While senator Rand Paul gave a less than enthusiastic “thumbs up” to Mitt Romney’s pick of Paul Ryan for his vice-president, Republican presidential candidate Ron Paul of Texas made little small talk as to how he feels about a budget that is nearly as expensive as president Obama’s.
From a House speech by Representative Ron Paul:
Mr. Speaker, listening to the claims of the opponents of this budget, one would think it represented a full-frontal assault on the welfare state and the entitlements system. However, in fact—with all respect to Shakespeare—the sound and fury over this budget ultimately signifies nothing. Under this budget, the federal government will spend $3.5 trillion next year, while under President Obama’s budget the federal government will spend $3.8 trillion. The small difference between the congressional budget and the President’s hardly seem to justify the over-heated rhetoric we hear emanating from both sides of the aisle.

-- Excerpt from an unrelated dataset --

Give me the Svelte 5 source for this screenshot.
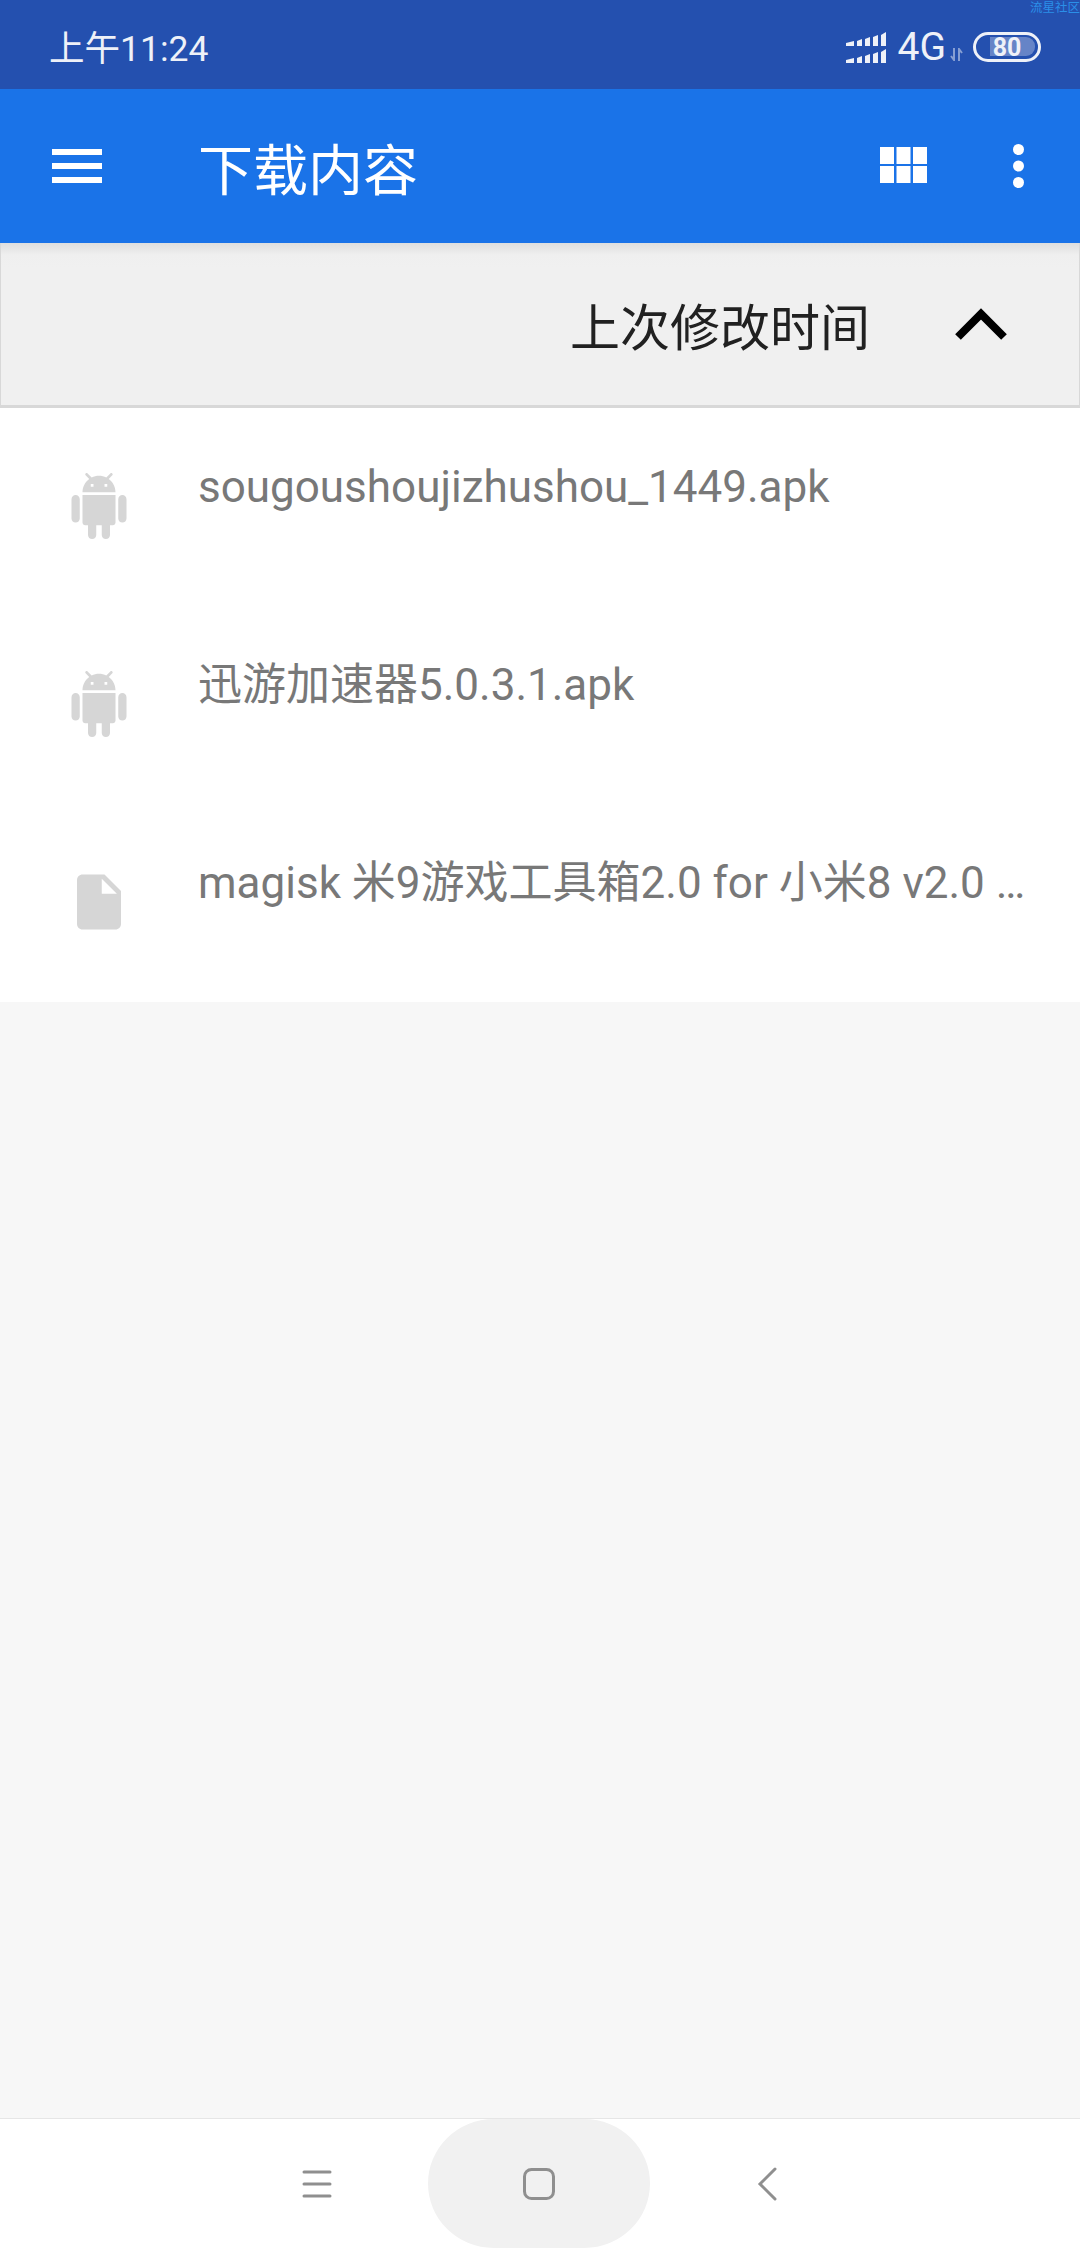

Even under the most optimistic scenario, this supposedly radical plan does not balance the federal budget until my one-year old great-granddaughter will be in college. Under less optimistic assumptions, my great granddaughter will be almost 30 before she sees a balanced federal budget. This assumes that Congress will adhere to this year’s budget in future years, a dubious assumption since we cannot bind future Congresses to abide by our spending plans.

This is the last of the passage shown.